Change in Senior Management

Parallel is also announcing the retirement, effective January 1, 2013, of Dennis Feuchuk as President and CEO. Mr. Feuchuk will be replaced on an interim basis by Richard Alexander, who has been a director of the Trust since its inception.

Mr. Alexander will act as the President and CEO until such time as a successor to Mr. Feuchuk is chosen. The Board is hopeful that the position will be filled by the end of the first quarter of 2013.

"I want to thank Dennis for his contributions to the Trust since its formation," said Henry Sykes, Executive Chairman of the Trust. "Dennis was instrumental in completing the acquisition of the balance of the interests in the Sneed and Carson operating areas in 2012, and in the subsequent establishment of the Trust as an operating entity. Since we took over operatorship of our assets, Dennis has made great strides in improving the operating reliability of the Trust, to the long term benefit of our unitholders. We are very pleased that Dennis will be available to the Trust as needed in the future, and we sincerely wish him well in his future endeavours."

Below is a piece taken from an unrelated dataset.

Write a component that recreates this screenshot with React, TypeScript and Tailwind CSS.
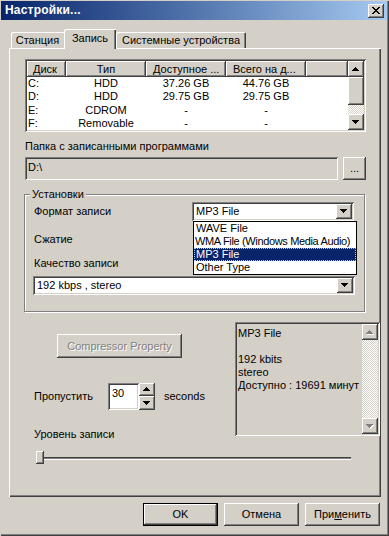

ABOUT PARALLEL ENERGY TRUST

Parallel's objectives are to create stable, consistent returns for investors through the acquisition and development of conventional oil and natural gas reserves and production with unexploited low risk potential in certain regions of the United States, and to pay out a portion of available cash to holders of trust units on a monthly basis. The trust units of Parallel are listed on the Toronto Stock Exchange ("TSX") under the symbol "PLT.UN" and the debentures are listed on the TSX under the symbol "PLT.DB".

Parallel is a "mutual fund trust" under the Income Tax Act (Canada) (the "Tax Act"). The Trust will not be a "SIFT trust" (as defined in the Tax Act), provided that the Trust complies at all times with its investment restriction which precludes the Trust from holding any "non-portfolio property" (as defined in the Tax Act). Further information relating to Parallel is set out in Parallel's annual information form dated March 21, 2012, which may be obtained on the SEDAR website at www.sedar.com under Parallel's profile.